David Grinspoon: I think it is a mistake to look at the many specific peculiarities of Earth's biosphere, and how unlikely such a combination of characteristics seems, and to then conclude that complex life is rare. This argument can only be used to justify the conclusion that planets exactly like Earth, with life exactly like Earth-life, are rare.
My cat "Wookie" survived life as a near-starving alley cat and wound up as a beloved house cat through an unlikely series of biographical accidents, which I won't take up space describing but, trust me, given all of the incredible things that had to happen in just the right way, it is much more likely that there would be no Wookie than Wookie. From this I do not conclude that there are no other cats (The Rare Cat Hypothesis), only that there are no other cats exactly like Wookie.
Life has evolved together with the Earth. Life is opportunistic. The biosphere has taken advantage of the myriad strange idiosyncrasies that our planet has to offer. Not only that, life has created many of Earth’s weird qualities.

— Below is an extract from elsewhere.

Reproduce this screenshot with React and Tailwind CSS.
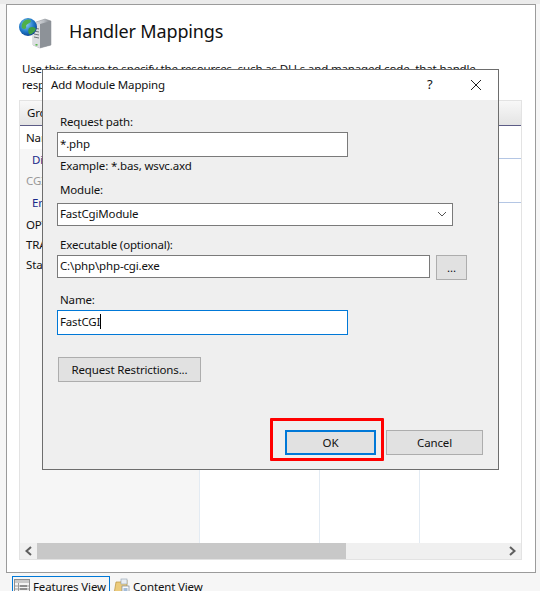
const font = { fontFamily: '"Noto Sans", sans-serif' };

function ServerGlobe() {
  return (
    <svg width="36" height="36" viewBox="0 0 36 36" className="shrink-0 -ml-[1px]">
      <defs>
        <linearGradient id="srv" x1="0" x2="1" y1="0" y2="0">
          <stop offset="0" stopColor="#e8e8ea" />
          <stop offset="0.6" stopColor="#b8bcc2" />
          <stop offset="1" stopColor="#7d8288" />
        </linearGradient>
        <radialGradient id="glb" cx="0.4" cy="0.35" r="0.7">
          <stop offset="0" stopColor="#8fd0f5" />
          <stop offset="0.6" stopColor="#1f78c8" />
          <stop offset="1" stopColor="#0c3f8a" />
        </radialGradient>
      </defs>
      <path d="M15 7 L27 3 L33 5 L33 29 L22 32 L15 29 Z" fill="url(#srv)" stroke="#8a8f95" strokeWidth="0.5" />
      <path d="M22 8 L33 5 L33 29 L22 32 Z" fill="#8d9298" />
      <path d="M15 7 L22 8 V32 L15 29 Z" fill="#dcdee2" />
      <path d="M16 12 L21 13 M16 15 L21 16 M16 18 L21 19 M16 21 L21 22" stroke="#6f7479" strokeWidth="1" />
      <rect x="17.5" y="28" width="2" height="1.6" fill="#58b848" />
      <circle cx="10" cy="11" r="9" fill="url(#glb)" />
      <path d="M5 6 C8 3 12 3 13 5 C12 8 9 7 8 10 C9 13 6 14 4 12 C3 10 4 8 5 6 Z" fill="#4fb04a" />
      <path d="M11 12 C14 10 17 11 18 13 C16 17 13 19 11 18 C10 16 10 14 11 12 Z" fill="#3f9f42" />
    </svg>
  );
}

function GridIcon() {
  return (
    <svg width="16" height="16" viewBox="0 0 16 16" className="shrink-0">
      <rect x="0.5" y="0.5" width="15" height="15" fill="#f4f4f4" stroke="#8f8f8f" />
      <rect x="1" y="1" width="14" height="3" fill="#c9c9c9" />
      <path d="M4.5 4V15M1 7H15M1 10H15M1 13H15" stroke="#9a9a9a" />
      <path d="M6 7H13M6 10H13M6 13H13" stroke="#555" />
    </svg>
  );
}

function FolderIcon() {
  return (
    <svg width="17" height="17" viewBox="0 0 17 17" className="shrink-0">
      <path d="M1 16 L3 4 H8 L9 2 H14 V16 Z" fill="#eccb7c" stroke="#b89440" strokeWidth="0.7" />
      <rect x="8" y="1" width="6" height="5" fill="#e9edf2" stroke="#8fa0b0" strokeWidth="0.6" />
      <rect x="9" y="8" width="7" height="8.5" fill="#fafafa" stroke="#7b8894" strokeWidth="0.7" />
      <path d="M10.5 11H14.5M10.5 13H14.5" stroke="#4e80b8" />
    </svg>
  );
}

function Field({ label, value, width, caret, focused }) {
  return (
    <div className="flex flex-col">
      <label className="pl-[3px] h-[17px] leading-[17px]">{label}</label>
      <div
        className={`mt-[2px] flex items-center bg-white pl-[2px] pb-[2px] ${focused ? "border border-[#0078d7]" : "border border-[#7a7a7a]"} ${width}`}
      >
        <span>{value}</span>
        {caret && <span className="inline-block w-px h-[15px] bg-black" />}
      </div>
    </div>
  );
}

function Chevron({ dir }) {
  return (
    <svg width="9" height="10" viewBox="0 0 9 10">
      <path d={dir === "l" ? "M7 1 L2.5 5 L7 9" : "M2 1 L6.5 5 L2 9"} fill="none" stroke="#5f5f5f" strokeWidth="2" />
    </svg>
  );
}

export default function App() {
  return (
    <div className="relative w-[540px] h-[591px] overflow-hidden bg-[#f6f6f6] text-[11.5px] tracking-[-0.15px] text-[#111]" style={font}>
      <div className="h-[4px] bg-[#ebebeb]" />
      <div className="ml-[6px] w-[530px] h-[569px] border border-[#9b9b9b] bg-white flex flex-col px-[12px]">
        <div className="flex items-start h-[50px] pt-[11px]">
          <ServerGlobe />
          <h1 className="ml-[15px] text-[18px] leading-[30px] font-normal tracking-[-0.15px]">Handler Mappings</h1>
        </div>
        <div className="h-[45px] pt-[6px] pl-[3px] leading-[16px] whitespace-nowrap">
          <p>Use this feature to specify the resources, such as DLLs and managed code, that handle</p>
          <p>responses to particular request types.</p>
        </div>
        <div className="w-[503px] h-[460px] border border-[#e3e3e3] flex flex-col">
          <div className="h-[25px] shrink-0 flex items-center pl-[7px] bg-gradient-to-b from-[#f8f8f8] to-[#e4e4e4] border-b border-[#5c5c86]">
            Group by
          </div>
          <div className="flex-1 flex min-h-0">
            <div className="w-[180px] bg-[#f6f6f6] border-r border-[#e3ebf3]">
              <div className="bg-white h-[23px] leading-[23px] pl-[6px]">Name</div>
              <div className="h-[21px] leading-[21px] pl-[12px] text-[#1a2a8a]">Disabled</div>
              <div className="h-[22px] leading-[22px] pl-[6px] text-[#999]">CGI-exe</div>
              <div className="h-[22px] leading-[22px] pl-[12px] text-[#1a2a8a]">Enabled</div>
              <div className="h-[21px] leading-[21px] pl-[6px]">OPTIONSVerbHandler</div>
              <div className="h-[20px] leading-[20px] pl-[6px]">TRACEVerbHandler</div>
              <div className="h-[19px] leading-[19px] pl-[6px]">StaticFile</div>
            </div>
            <div className="flex-1 flex flex-col relative">
              <div className="h-[33px] border-b border-[#b4c6e4]" />
              <div className="h-[44px] border-b border-[#b4c6e4]" />
              <div className="flex-1 flex">
                <div className="w-[120px] border-r border-[#e3ebf3]" />
                <div className="w-[100px] border-r border-[#e3ebf3]" />
              </div>
            </div>
          </div>
          <div className="h-[16px] shrink-0 flex bg-[#f0f0f0] items-center">
            <div className="w-[17px] flex justify-center"><Chevron dir="l" /></div>
            <div className="w-[309px] h-full bg-[#c8c8c8]" />
            <div className="flex-1" />
            <div className="w-[17px] flex justify-center"><Chevron dir="r" /></div>
          </div>
        </div>
      </div>
      <div className="ml-[12px] mt-[3px] flex items-start">
        <div className="w-[98px] h-[20px] border border-[#0078d7] border-b-0 flex items-center gap-[3px] pl-[1px] pt-[1px] whitespace-nowrap">
          <GridIcon />
          <span>Features View</span>
        </div>
        <div className="ml-[3px] flex items-center gap-[3px] h-[20px] pt-[1px] whitespace-nowrap">
          <FolderIcon />
          <span>Content View</span>
        </div>
      </div>

      {/* Modal dialog */}
      <div className="absolute left-[42px] top-[69px] w-[457px] h-[401px] border border-[#6d6d6d] bg-[#efefef] flex flex-col">
        <div className="h-[30px] shrink-0 bg-white flex items-center pl-[8px]">
          <span className="flex-1">Add Module Mapping</span>
          <span className="w-[12px] mr-[31px] ml-[1px] text-[13px]">?</span>
          <svg width="12" height="12" viewBox="0 0 12 12" className="mr-[16px]">
            <path d="M1 1 L11 11 M11 1 L1 11" stroke="#222" strokeWidth="1" />
          </svg>
        </div>
        <div className="flex-1 flex flex-col pl-[14px] pt-[13px]">
          <Field label="Request path:" value="*.php" width="w-[291px] h-[25px]" />
          <p className="pl-[3px] mt-[1px] h-[17px] leading-[16px]">Example: *.bas, wsvc.axd</p>
          <div className="mt-[7px] flex flex-col">
            <label className="pl-[3px] h-[17px] leading-[16px]">Module:</label>
            <div className="mt-[4px] w-[396px] h-[23px] bg-white border border-[#7a7a7a] flex items-center pl-[2px] pr-[5px] pb-[2px]">
              <span className="flex-1">FastCgiModule</span>
              <svg width="10" height="6" viewBox="0 0 10 6"><path d="M1 1 L5 5 L9 1" fill="none" stroke="#555" /></svg>
            </div>
          </div>
          <div className="mt-[10px] flex items-end gap-[6px]">
            <Field label="Executable (optional):" value="C:\php\php-cgi.exe" width="w-[373px] h-[23px]" />
            <button className="w-[31px] h-[25px] -mb-[2px] bg-[#e1e1e1] border border-[#adadad] leading-[14px]">...</button>
          </div>
          <div className="mt-[13px]">
            <Field label="Name:" value="FastCGI" width="w-[291px] h-[25px]" caret focused />
          </div>
          <button className="mt-[22px] ml-[1px] w-[143px] h-[25px] bg-[#e1e1e1] border border-[#adadad]">Request Restrictions...</button>
          <div className="mt-[48px] flex ml-[228px]">
            <div className="relative">
              <button className="w-[91px] h-[25px] bg-[#e1e1e1] border-2 border-[#0078d7]">OK</button>
              <div className="absolute left-[-15px] top-[-12px] w-[114px] h-[43px] border-[3px] border-[#ff0000] rounded-[1px]" />
            </div>
            <button className="ml-[10px] w-[97px] h-[25px] bg-[#e1e1e1] border border-[#adadad]">Cancel</button>
          </div>
        </div>
      </div>
    </div>
  );
}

So it is easy to look at our biosphere, and the way it so cleverly exploits Earth’s peculiar features, and conclude that this is the best of all possible worlds; that only on such a world could complex life evolve. My bet is that many other worlds, with their own peculiar characteristics and histories, co-evolve their own biospheres. The complex creatures on those worlds, upon first developing intelligence and science, would observe how incredibly well adapted life is to the many unique features of their home world. They might naively assume that these qualities, very different from Earth’s, are the only ones that can breed complexity.